Los poetas de la generación del 27 tendieron puentes con la cultura popular del momento. Hablar de los años 20 es adentrarse en la exuberancia de las artes y las vanguardias pero esa efervescencia cultural, la Edad de Plata, no pasa de largo al toreo, que ya se encuentra sumido en su imparable transformación: el arte entendido como oficio o destreza pasa a ser concebido como vehículo de expresión estética.
Federico García Lorca incidió en esta idea en una entrevista concedida el año anterior a su muerte afirmando que «el toreo es probablemente la riqueza poética y vital mayor de España, increíblemente desaprovechada por los escritores y artistas». El poeta granadino que definió la Tauromaquia como «la fiesta más culta del mundo» se preguntaba «qué sería de la primavera española, de nuestra sangre y de nuestra lengua, si dejaran de sonar los clarines dramáticos de la corrida». Los toros, termina de aclarar Jacobo Cortines, «se integran, gracias a Lorca y otros miembros de la generación, en un tipo especial de cultura que es propio de la sensibilidad española, la que llamó Pedro Salinas la cultura de la muerte».
Jorge Guillén o Gerardo Diego, autor de la Suerte o la Muerte, no fueron ajenos a estos nexos taurinos pero esos hilos y con la cultura popular nos conducen a la obra de Rafael Alberti que escribió las famosas Chuflillas al Niño de la Palma dentro de la obra El alba del alhelí. ¡Qué revuelo!/ ¡Aire, que al toro torillo/ le pica el pájaro pillo/ que no pone el pie en el suelo!/¡Qué revuelo... las inconfundibles estrofas están dedicadas al diestro rondeño Cayetano Ordóñez, el Niño de la Palma, padre de Antonio Ordóñez y uno de los toreros más emblemáticos de la Edad de Plata que también inspiró a Hemingway el personaje de Pedro Romero en Fiesta, el retrato de sus primeros sanfermines.
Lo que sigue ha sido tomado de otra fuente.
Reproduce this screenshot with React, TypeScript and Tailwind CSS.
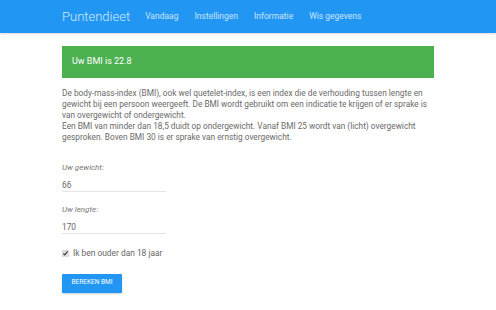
import { useState } from "react";

const NAV_LINKS = ["Vandaag", "Instellingen", "Informatie", "Wis gegevens"];

export default function App() {
  const [weight, setWeight] = useState("66");
  const [height, setHeight] = useState("170");
  const [adult, setAdult] = useState(true);

  return (
    <div className="min-h-[310px] bg-white font-['Roboto',sans-serif] text-[#666]">
      {/* Navbar */}
      <nav className="h-[33px] bg-[#2196f3] shadow-[0_1px_2px_rgba(0,0,0,0.15)]">
        <div className="flex items-center h-full pl-[62px]">
          <span className="text-[13px] font-light text-[#d4eafd] mr-[15px] leading-none">Puntendieet</span>
          <div className="flex gap-[16px]">
            {NAV_LINKS.map(l => (
              <a key={l} className="text-[8.5px] text-[#cbe5fc] leading-none">{l}</a>
            ))}
          </div>
        </div>
      </nav>

      <main className="w-[372px] ml-[62px] pt-[13px]">
        {/* Resultaat */}
        <div className="h-[32px] bg-[#4caf50] flex items-center px-[10px] text-white text-[9px]">
          Uw BMI is 22.8
        </div>

        <p className="mt-[10px] text-[8.3px] leading-[11px] text-[#6a6a6a]">
          De body-mass-index (BMI), ook wel quetelet-index, is een index die de verhouding tussen lengte en
          gewicht bij een persoon weergeeft. De BMI wordt gebruikt om een indicatie te krijgen of er sprake is
          van overgewicht of ondergewicht.
          <br />
          Een BMI van minder dan 18,5 duidt op ondergewicht. Vanaf BMI 25 wordt van (licht) overgewicht
          gesproken. Boven BMI 30 is er sprake van ernstig overgewicht.
        </p>

        <div className="mt-[20px] w-[104px]">
          <label className="block italic text-[8px] text-[#777] leading-[10px]">Uw gewicht:</label>
          <input
            value={weight}
            onChange={e => setWeight(e.target.value)}
            className="block w-full mt-[5px] h-[14px] text-[8.3px] text-[#666] border-b border-[#e5e5e5] outline-none"
          />
        </div>

        <div className="mt-[13px] w-[104px]">
          <label className="block italic text-[8px] text-[#777] leading-[10px]">Uw lengte:</label>
          <input
            value={height}
            onChange={e => setHeight(e.target.value)}
            className="block w-full mt-[5px] h-[14px] text-[8.3px] text-[#666] border-b border-[#e5e5e5] outline-none"
          />
        </div>

        <label className="flex items-center gap-[4px] mt-[13px] text-[8.4px] text-[#666]">
          <input
            type="checkbox"
            checked={adult}
            onChange={e => setAdult(e.target.checked)}
            className="w-[7px] h-[7px] m-0 accent-[#e0e0e0]"
          />
          Ik ben ouder dan 18 jaar
        </label>

        <button className="mt-[14px] w-[60px] h-[19px] bg-[#2196f3] text-white text-[6.5px] uppercase rounded-[1px] shadow-[0_1px_2px_rgba(0,0,0,0.2)]">
          Bereken BMI
        </button>
      </main>
    </div>
  );
}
Pero hay que recuperar el hilo que nos presta el poeta gaditano, que llegó a vestirse de luces en las filas de Ignacio Sánchez Mejías, la espuela taurina del grupo literario. Ignacio le incluyó en su cuadrilla el 3 de junio de 1927 en la plaza de Pontevedra. El torero alternaba aquella tarde lejana con el rejoneador Antonio Cañero y los diestros Joaquín Rodríguez Cagancho y Antonio Márquez –primer suegro de Curro Romero– en la lidia de toros de Murube. Sánchez Mejías procuró a Alberti un vestido naranja y azabache con el que hizo el paseíllo pero la barrera siempre quedó entre el escritor y el toro. El propio poeta evocaba en La Arboleda Perdida la emoción de aquella experiencia. «Comprendí la astronómica distancia que mediaba entre un hombre sentado ante un soneto y otro de pie y a cuerpo limpio bajo el sol, delante de ese mar, ciego rayo sin límite, que es un toro recién salido del chiquero», escribía el poeta de El Puerto que aquel mismo día dio por terminada su breve carrera taurina sin haber llegado a ponerse delante del toro.
Pero hay que volver a invocar la figura de Sánchez Mejías que, de alguna manera, encerró al propio Alberti conminándole para que escribiera un poema dedicado a Joselito, muerto en Talavera siete años antes. El resultado, desvelado en el teatro Cervantes, fue Joselito en su gloria, dedicado al propio Ignacio, cuñado de José: Llora, Giraldilla mora/ lágrimas en tu pañuelo./ Mira como sube al cielo/ la gracia toreadora...
A Ignacio Sánchez Mejías le quedaban sólo siete años para protagonizar su propia elegía. Había reaparecido, fuera de forma y a la vuelta de sí mismo en 1934. Ignacio aceptó –a la carrera y sin poder contar con su propia cuadrilla– una sustitución de Domingo Ortega en la localidad manchega de Manzanares. Era el día 11 de un ardiente mes de agosto. Un toro de Ayala llamado Granadino le hirió al comienzo de su faena. El torero insistió en ser trasladado a Madrid; se declaró la gangrena... murió entre delirios el día 13. Lorca, impresionado, estaba a punto de escribir su Llanto, posiblemente la mejor elegía escrita en castellano. Seguramente, su obra maestra. «Tardará mucho tiempo en nacer, si es que nace, un andaluz tan claro, tan rico de aventura...».